- [GOAL OF THE EXERCISE] Write only the number of lines in the records beneath that hold "this".

- [EXERCISE INPUTS]
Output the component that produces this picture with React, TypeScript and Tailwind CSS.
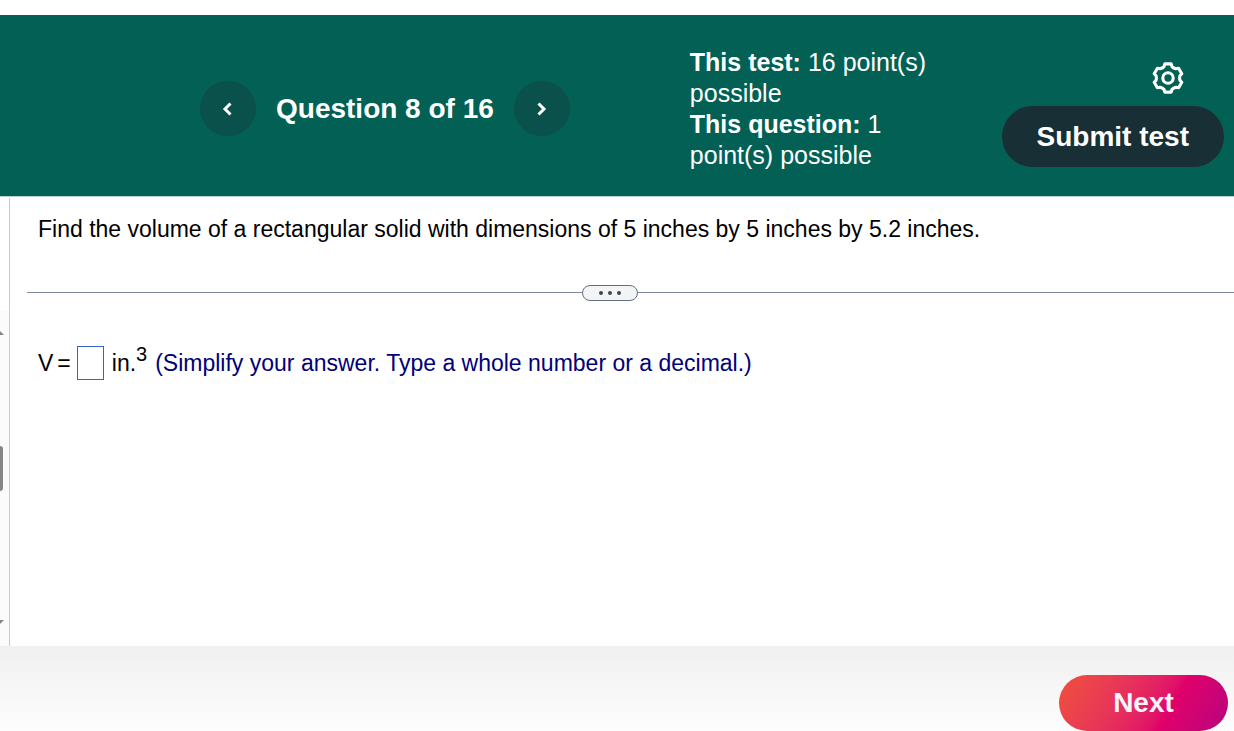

==

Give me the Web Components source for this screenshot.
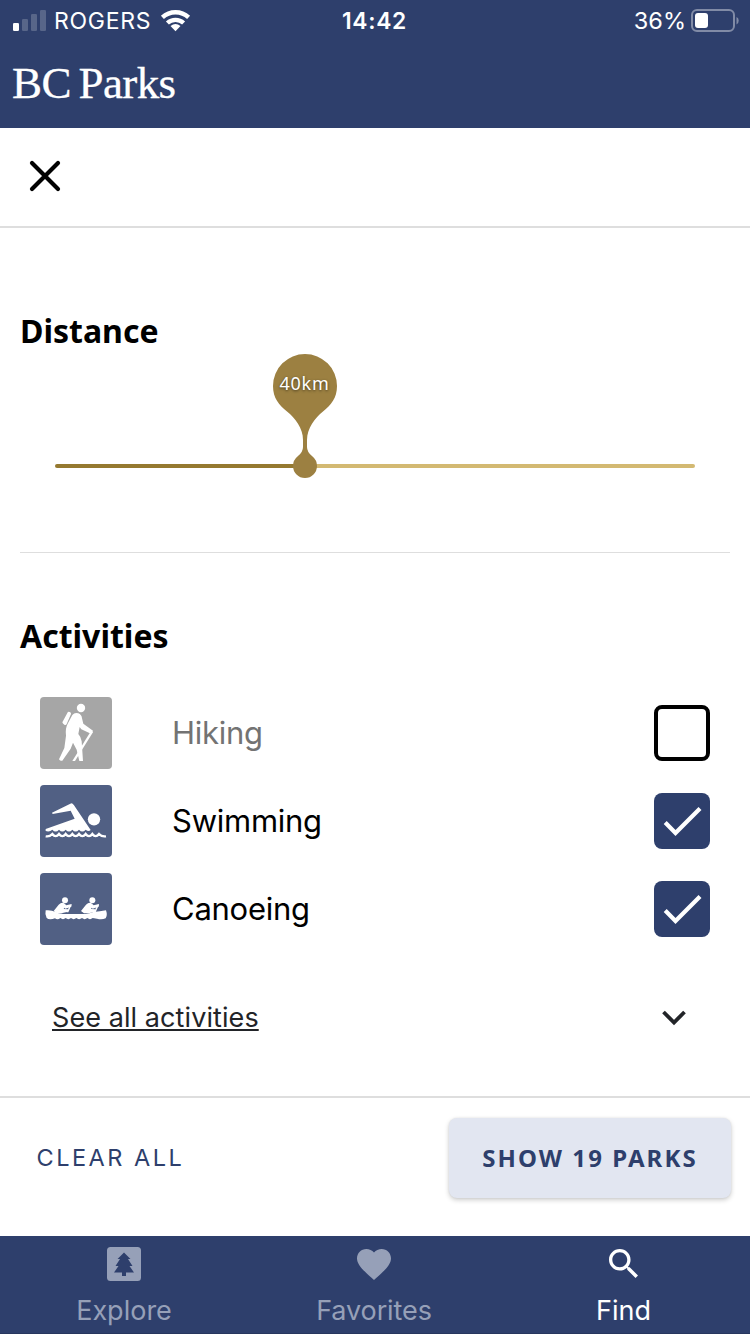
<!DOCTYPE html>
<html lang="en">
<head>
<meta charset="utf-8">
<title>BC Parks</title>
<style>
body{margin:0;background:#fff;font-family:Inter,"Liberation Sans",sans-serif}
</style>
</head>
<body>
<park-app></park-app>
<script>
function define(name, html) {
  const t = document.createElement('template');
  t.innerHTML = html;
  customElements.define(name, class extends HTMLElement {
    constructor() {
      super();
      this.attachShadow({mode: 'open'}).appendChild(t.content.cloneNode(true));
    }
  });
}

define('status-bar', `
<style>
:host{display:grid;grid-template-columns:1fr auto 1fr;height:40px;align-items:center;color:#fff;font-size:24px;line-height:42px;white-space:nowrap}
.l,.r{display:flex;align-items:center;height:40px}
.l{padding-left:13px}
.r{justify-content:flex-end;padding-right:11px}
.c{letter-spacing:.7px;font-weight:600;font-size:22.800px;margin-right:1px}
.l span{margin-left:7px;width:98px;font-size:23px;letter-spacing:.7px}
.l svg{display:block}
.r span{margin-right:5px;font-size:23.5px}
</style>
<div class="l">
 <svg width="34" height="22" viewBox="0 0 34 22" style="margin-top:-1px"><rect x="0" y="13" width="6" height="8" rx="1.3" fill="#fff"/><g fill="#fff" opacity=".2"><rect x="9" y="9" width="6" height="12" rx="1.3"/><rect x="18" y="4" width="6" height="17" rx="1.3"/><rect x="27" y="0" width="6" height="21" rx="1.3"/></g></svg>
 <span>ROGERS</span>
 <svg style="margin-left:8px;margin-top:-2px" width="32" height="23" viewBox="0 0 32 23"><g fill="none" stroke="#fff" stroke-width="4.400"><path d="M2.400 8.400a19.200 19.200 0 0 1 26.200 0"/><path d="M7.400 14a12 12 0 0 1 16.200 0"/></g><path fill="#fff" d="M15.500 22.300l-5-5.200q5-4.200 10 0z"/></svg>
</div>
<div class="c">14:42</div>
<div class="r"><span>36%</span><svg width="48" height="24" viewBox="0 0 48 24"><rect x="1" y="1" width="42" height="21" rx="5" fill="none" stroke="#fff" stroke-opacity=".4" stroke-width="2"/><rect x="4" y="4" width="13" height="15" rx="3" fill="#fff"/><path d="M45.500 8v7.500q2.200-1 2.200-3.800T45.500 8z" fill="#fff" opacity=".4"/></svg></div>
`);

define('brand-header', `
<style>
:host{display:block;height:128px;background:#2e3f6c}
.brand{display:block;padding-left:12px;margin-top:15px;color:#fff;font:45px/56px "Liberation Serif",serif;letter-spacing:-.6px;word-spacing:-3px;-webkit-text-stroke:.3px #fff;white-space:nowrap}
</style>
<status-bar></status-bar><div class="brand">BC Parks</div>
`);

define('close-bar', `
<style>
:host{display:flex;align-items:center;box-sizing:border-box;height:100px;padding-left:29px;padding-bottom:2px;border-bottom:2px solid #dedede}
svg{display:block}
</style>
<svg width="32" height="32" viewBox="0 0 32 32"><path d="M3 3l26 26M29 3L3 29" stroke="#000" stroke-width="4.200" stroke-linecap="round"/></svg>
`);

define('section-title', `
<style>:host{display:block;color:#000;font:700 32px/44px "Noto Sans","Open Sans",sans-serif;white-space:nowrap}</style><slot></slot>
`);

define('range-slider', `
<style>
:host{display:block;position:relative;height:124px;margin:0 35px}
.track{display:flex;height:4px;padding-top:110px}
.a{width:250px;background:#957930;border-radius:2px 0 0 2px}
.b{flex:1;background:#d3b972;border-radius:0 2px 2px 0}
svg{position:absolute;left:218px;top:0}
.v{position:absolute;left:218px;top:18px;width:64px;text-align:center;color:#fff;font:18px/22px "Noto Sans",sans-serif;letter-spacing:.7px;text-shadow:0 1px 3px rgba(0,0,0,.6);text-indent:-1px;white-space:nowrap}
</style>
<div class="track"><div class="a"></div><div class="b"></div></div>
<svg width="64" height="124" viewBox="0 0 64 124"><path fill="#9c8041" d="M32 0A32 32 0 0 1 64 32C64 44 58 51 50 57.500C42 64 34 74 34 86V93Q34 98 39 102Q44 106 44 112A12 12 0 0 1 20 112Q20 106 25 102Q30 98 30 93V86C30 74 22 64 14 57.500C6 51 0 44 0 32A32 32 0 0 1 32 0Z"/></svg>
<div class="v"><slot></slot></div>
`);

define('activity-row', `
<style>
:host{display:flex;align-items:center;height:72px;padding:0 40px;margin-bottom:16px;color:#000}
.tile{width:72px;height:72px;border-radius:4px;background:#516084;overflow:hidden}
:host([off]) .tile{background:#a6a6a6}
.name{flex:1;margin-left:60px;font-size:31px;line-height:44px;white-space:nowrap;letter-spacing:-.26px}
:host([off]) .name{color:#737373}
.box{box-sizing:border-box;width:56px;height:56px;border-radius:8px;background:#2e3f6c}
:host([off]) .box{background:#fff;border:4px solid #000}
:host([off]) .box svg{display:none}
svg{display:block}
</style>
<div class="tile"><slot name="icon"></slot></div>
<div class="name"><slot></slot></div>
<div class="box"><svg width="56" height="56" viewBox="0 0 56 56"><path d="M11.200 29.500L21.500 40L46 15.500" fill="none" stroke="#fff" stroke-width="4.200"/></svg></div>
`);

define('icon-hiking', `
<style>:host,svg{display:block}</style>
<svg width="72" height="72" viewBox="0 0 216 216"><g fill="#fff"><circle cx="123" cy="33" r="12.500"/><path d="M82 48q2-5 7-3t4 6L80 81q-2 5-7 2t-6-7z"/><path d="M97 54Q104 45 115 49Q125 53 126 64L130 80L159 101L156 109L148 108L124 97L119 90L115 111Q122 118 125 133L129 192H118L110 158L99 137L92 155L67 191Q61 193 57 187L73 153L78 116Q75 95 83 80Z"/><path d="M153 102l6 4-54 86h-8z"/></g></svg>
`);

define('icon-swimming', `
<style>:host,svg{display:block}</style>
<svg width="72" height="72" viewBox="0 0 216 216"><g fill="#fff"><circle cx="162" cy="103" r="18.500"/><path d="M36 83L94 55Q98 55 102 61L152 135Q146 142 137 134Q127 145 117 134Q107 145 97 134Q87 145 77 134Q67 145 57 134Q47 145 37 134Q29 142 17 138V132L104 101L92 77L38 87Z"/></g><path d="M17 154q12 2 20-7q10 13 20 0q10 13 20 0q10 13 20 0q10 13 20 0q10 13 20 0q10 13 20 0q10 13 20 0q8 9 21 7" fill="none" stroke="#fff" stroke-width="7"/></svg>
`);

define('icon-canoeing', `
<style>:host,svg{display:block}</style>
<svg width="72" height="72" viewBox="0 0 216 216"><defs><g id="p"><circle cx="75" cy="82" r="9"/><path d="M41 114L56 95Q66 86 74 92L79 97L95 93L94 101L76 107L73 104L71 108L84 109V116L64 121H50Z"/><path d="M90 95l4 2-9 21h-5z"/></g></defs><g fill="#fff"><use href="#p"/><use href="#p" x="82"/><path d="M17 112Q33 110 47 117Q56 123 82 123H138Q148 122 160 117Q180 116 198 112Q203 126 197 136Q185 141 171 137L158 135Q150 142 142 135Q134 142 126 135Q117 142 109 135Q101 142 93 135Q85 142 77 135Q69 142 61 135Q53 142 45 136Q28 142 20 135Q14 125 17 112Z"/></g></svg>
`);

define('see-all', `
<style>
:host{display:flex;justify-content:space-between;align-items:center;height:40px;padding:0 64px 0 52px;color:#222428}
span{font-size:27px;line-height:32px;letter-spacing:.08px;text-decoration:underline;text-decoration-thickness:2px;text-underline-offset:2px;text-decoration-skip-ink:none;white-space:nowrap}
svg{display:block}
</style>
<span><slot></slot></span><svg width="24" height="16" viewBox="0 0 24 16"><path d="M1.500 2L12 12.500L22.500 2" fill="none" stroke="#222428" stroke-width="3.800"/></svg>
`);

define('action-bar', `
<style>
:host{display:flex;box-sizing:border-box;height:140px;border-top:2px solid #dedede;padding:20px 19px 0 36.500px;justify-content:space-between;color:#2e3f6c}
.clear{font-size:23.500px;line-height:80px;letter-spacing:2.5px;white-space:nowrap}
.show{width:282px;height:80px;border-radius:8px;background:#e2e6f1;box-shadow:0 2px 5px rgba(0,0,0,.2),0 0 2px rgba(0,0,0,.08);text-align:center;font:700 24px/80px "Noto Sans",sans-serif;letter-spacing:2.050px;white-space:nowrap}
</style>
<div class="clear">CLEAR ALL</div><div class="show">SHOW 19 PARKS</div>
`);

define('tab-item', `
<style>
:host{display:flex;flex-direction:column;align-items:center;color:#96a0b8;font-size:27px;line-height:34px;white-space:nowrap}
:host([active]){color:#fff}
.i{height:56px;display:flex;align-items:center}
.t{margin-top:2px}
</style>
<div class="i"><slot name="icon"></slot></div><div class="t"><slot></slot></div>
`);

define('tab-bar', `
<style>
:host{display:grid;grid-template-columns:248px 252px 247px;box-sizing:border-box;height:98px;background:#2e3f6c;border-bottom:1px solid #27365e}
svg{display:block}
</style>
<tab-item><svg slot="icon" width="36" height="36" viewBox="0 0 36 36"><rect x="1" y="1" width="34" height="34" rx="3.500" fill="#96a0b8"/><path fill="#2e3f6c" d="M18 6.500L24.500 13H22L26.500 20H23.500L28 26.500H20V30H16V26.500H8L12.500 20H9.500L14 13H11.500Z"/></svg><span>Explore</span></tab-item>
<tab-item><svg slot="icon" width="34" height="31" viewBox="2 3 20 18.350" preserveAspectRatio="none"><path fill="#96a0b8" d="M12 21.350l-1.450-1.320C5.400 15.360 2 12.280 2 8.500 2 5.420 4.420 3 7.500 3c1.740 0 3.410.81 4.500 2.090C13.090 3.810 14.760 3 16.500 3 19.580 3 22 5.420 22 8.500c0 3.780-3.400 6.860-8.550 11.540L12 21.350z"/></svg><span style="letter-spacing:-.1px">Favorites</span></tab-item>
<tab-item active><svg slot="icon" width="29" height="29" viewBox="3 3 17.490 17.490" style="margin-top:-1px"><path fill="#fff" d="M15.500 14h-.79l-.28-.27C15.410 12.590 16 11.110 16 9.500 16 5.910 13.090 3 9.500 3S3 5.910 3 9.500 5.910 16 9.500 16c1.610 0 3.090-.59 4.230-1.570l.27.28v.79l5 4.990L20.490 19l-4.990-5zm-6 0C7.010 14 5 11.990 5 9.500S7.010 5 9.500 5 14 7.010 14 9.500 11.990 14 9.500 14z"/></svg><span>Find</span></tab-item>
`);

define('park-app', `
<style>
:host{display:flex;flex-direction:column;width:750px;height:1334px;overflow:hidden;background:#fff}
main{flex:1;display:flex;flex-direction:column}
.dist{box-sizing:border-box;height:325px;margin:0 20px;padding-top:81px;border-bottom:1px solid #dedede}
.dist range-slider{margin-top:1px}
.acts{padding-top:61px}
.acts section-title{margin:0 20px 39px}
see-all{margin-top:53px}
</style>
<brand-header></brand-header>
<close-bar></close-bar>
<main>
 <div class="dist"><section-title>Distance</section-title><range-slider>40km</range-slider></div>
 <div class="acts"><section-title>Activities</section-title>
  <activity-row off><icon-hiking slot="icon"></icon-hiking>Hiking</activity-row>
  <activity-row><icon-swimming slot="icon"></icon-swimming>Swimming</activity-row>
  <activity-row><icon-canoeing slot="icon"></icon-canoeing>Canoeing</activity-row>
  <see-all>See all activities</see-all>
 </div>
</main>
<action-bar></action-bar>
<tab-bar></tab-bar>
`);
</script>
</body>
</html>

- [ANSWER TO THE EXERCISE] 3